American Association of MuseumsAAM Annual Meeting is in Houston, Texas in May.  I have applied for both the AAM Emerging Professional Fellowship and the NAME Student Fellowship. (fingers crossed for one of those, too!!) Cost for this one is definitely prohibitive without one of the fellowships, since registration is set at $375 for the discount, early bird rate.   However, this is THE conference for people in the museum world.  “Museum of Tomorrow” is the theme this year, which is relevant to the question I am often asked: “Are museums going to be around forever, or will they go digital?”  This may be an almost overwhelming experience, from what I have heard from others who have attended AAM, but I’m sure there is a lot of networking and learning to do while there!

So these are some of the conferences I’m hoping to attend.  I have not yet experienced a Public History or Museums conference, so here are some questions for YOU:

What are some meetings you have attended? What are some suggestions you have for a meaningful conference experience?  If you are going to any of these meetings or know of a particularly interesting session at one of these, please let me know!

Business Class and Museum Studies

As you may or may not know if you keep up with this blog, I am currently enrolled in a Business Management course this fall as part of a fulfillment of my interdisciplinary courses for the degree.  The class, MGMT 6000 – Operations Management and Foundations of Management, has been interesting for me, as someone who has never taken a course in the college of business.

Luckily, my professor tries to relate all class discussion and lecture to the arts/museum/historical world to every extent that he can.  Unfortunately, there is math involved.

I just want to share a few things I have learned over the past couple weeks (yeah, sorry there haven’t been as many posts… school and whatnot).

* As a manager (or director or supervisor), one is responsible for managing ALL resources.  An important thing to remember is that you must always maintain both effectiveness and efficiency.
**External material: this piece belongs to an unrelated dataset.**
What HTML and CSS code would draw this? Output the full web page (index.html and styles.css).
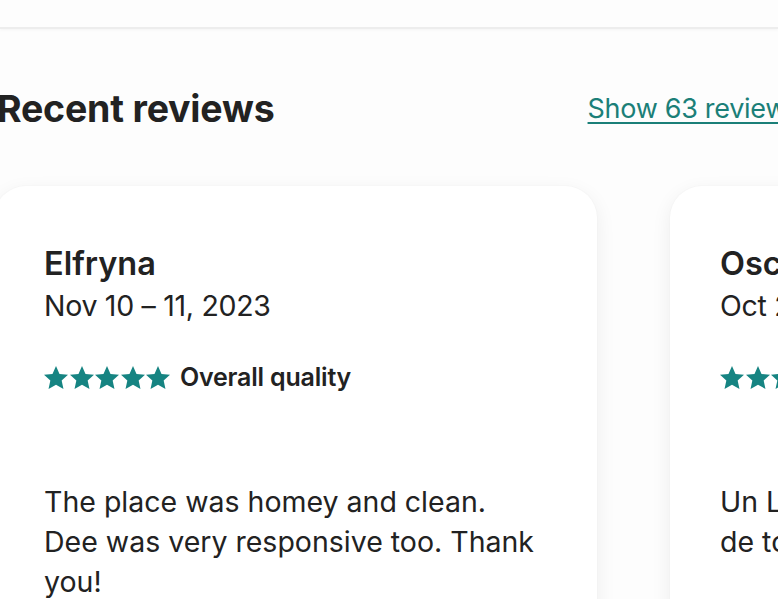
FILE: index.html
```html
<!DOCTYPE html>
<html lang="en">
<head>
<meta charset="utf-8">
<title>Recent reviews</title>
<link rel="stylesheet" href="styles.css">
</head>
<body>
<div class="topbar"></div>
<section class="reviews">
  <div class="head">
    <h2 class="title">Recent reviews</h2>
    <a class="show-all" href="#">Show 63 reviews</a>
  </div>
  <div class="track">
    <article class="card">
      <h3 class="name">Elfryna</h3>
      <p class="date">Nov 10 – 11, 2023</p>
      <div class="rating">
        <span class="stars">
          <svg viewBox="1.4 1.8 21.2 20.2"><path d="M12 1.8l3.1 6.9 7.5.8-5.6 5.1 1.6 7.4L12 18.2 5.4 22l1.6-7.4-5.6-5.1 7.5-.8z"/></svg>
          <svg viewBox="1.4 1.8 21.2 20.2"><path d="M12 1.8l3.1 6.9 7.5.8-5.6 5.1 1.6 7.4L12 18.2 5.4 22l1.6-7.4-5.6-5.1 7.5-.8z"/></svg>
          <svg viewBox="1.4 1.8 21.2 20.2"><path d="M12 1.8l3.1 6.9 7.5.8-5.6 5.1 1.6 7.4L12 18.2 5.4 22l1.6-7.4-5.6-5.1 7.5-.8z"/></svg>
          <svg viewBox="1.4 1.8 21.2 20.2"><path d="M12 1.8l3.1 6.9 7.5.8-5.6 5.1 1.6 7.4L12 18.2 5.4 22l1.6-7.4-5.6-5.1 7.5-.8z"/></svg>
          <svg viewBox="1.4 1.8 21.2 20.2"><path d="M12 1.8l3.1 6.9 7.5.8-5.6 5.1 1.6 7.4L12 18.2 5.4 22l1.6-7.4-5.6-5.1 7.5-.8z"/></svg>
        </span>
        <span class="label">Overall quality</span>
      </div>
      <p class="text">The place was homey and clean. Dee was very responsive too. Thank you!</p>
    </article>
    <article class="card">
      <h3 class="name">Oscar</h3>
      <p class="date">Oct 2 – 4, 2023</p>
      <div class="rating">
        <span class="stars">
          <svg viewBox="1.4 1.8 21.2 20.2"><path d="M12 1.8l3.1 6.9 7.5.8-5.6 5.1 1.6 7.4L12 18.2 5.4 22l1.6-7.4-5.6-5.1 7.5-.8z"/></svg>
          <svg viewBox="1.4 1.8 21.2 20.2"><path d="M12 1.8l3.1 6.9 7.5.8-5.6 5.1 1.6 7.4L12 18.2 5.4 22l1.6-7.4-5.6-5.1 7.5-.8z"/></svg>
          <svg viewBox="1.4 1.8 21.2 20.2"><path d="M12 1.8l3.1 6.9 7.5.8-5.6 5.1 1.6 7.4L12 18.2 5.4 22l1.6-7.4-5.6-5.1 7.5-.8z"/></svg>
          <svg viewBox="1.4 1.8 21.2 20.2"><path d="M12 1.8l3.1 6.9 7.5.8-5.6 5.1 1.6 7.4L12 18.2 5.4 22l1.6-7.4-5.6-5.1 7.5-.8z"/></svg>
          <svg viewBox="1.4 1.8 21.2 20.2"><path d="M12 1.8l3.1 6.9 7.5.8-5.6 5.1 1.6 7.4L12 18.2 5.4 22l1.6-7.4-5.6-5.1 7.5-.8z"/></svg>
        </span>
        <span class="label">Overall quality</span>
      </div>
      <p class="text">Un Lugar muy bonito, en el centro de&nbsp;todo.</p>
    </article>
  </div>
</section>
</body>
</html>
```
FILE: styles.css
```css
html, body {
  margin: 0;
  padding: 0;
  background: #fdfdfd;
  overflow: hidden;
}
body {
  font-family: Inter, "Noto Sans", sans-serif;
  color: #222222;
  width: 778px;
  height: 599px;
}
.topbar {
  height: 27px;
  border-bottom: 2px solid #ededed;
  box-shadow: 0 1px 3px rgba(0,0,0,0.04);
}
.reviews {
  padding-top: 51px;
}
.head {
  display: flex;
  align-items: center;
  height: 56px;
  white-space: nowrap;
}
.title {
  margin: 0 0 0 -3px;
  font-size: 37.5px;
  font-weight: 700;
  letter-spacing: -0.2px;
}
.show-all {
  flex: none;
  margin-left: auto;
  margin-right: -23px;
  font-size: 27px;
  color: #1b7f78;
  text-decoration: underline;
  text-underline-offset: 4px;
  text-decoration-thickness: 2px;
  letter-spacing: -0.3px;
}
.track {
  display: flex;
  gap: 73px;
  margin-top: 50px;
  margin-left: -6px;
}
.card {
  flex: 0 0 603px;
  height: 460px;
  box-sizing: border-box;
  padding: 58px 44px 0 50px;
  background: #ffffff;
  border-radius: 32px;
  box-shadow: 0 6px 20px rgba(0,0,0,0.07), 0 0 2px rgba(0,0,0,0.04);
}
.name {
  margin: 0;
  font-size: 32.5px;
  font-weight: 600;
  line-height: 40px;
  letter-spacing: 0;
}
.date {
  margin: 2px 0 0;
  font-size: 28.5px;
  font-weight: 400;
  line-height: 40px;
  letter-spacing: -0.3px;
  white-space: nowrap;
}
.rating {
  display: flex;
  align-items: center;
  gap: 10px;
  margin-top: 36px;
  white-space: nowrap;
}
.stars {
  display: flex;
  gap: 1.5px;
}
.stars svg {
  width: 24px;
  height: 23px;
  fill: #168482;
}
.label {
  font-size: 25px;
  font-weight: 600;
  letter-spacing: -0.2px;
}
.text {
  max-width: 497px;
  margin: 90px 0 0;
  font-size: 28.5px;
  line-height: 40px;
  letter-spacing: 0;
}
```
This is important, really, in all aspects of life, but it should be remembered in museums as well.  For example, when designing an exhibit, you want to be efficient and contain all pertinent information, but you also must be effective by presenting the material in an interesting and engaging way.  There must be a balance between the two and neither can be neglected.  This may seem like common sense, but a little reminder is never a bad thing.

* Another point made in the course is that as a business (or historical organization or museum) a core competency must be established.  This can relate to your mission, collections, and other various aspects of the organization.  You have to figure out what it is you are best at or known for, and eliminate things that aren’t working to maintain efficiency.  In the business world this can mean that you should focus on innovation, quality, or customer service.    Museums can focus on science, art, natural history, history, etc. and chose their core competency within those fields.  Obviously, larger museums and more comprehensive museums can do more, but some smaller museums may do well to focus on one thing and build up around that.

* For me so far, the worst part of class has been the math.  However, I can see how the formulas could be helpful in museums.  For example, I have learned several ways to determine forecasting. By looking at past records of visitor attendance one can use weighted moving averages, mean square averages, or exponential smoothing to determine error factor in forecasting and determine (sometimes) the number of visitors to expect in the future.  Of course there are always variables, but it could come in handy.  Additionally, the Pareto Phenomenon, which states “80% of problems are caused by 20& of activities” is helpful in deciding budget and time management.  When extra time and money are not available (which in non-profits is often) you can use the percentages to figure out where you can make the most improvements with your money and where to focus your precious time and money.

Hopefully I will continue to gain lessons from the course which will be helpful in my future career.  Currently we are discussing supply chain management and logistics, which are helpful, but not perhaps directly.
Other courses are going well, and I can’t wait to give more updates and information!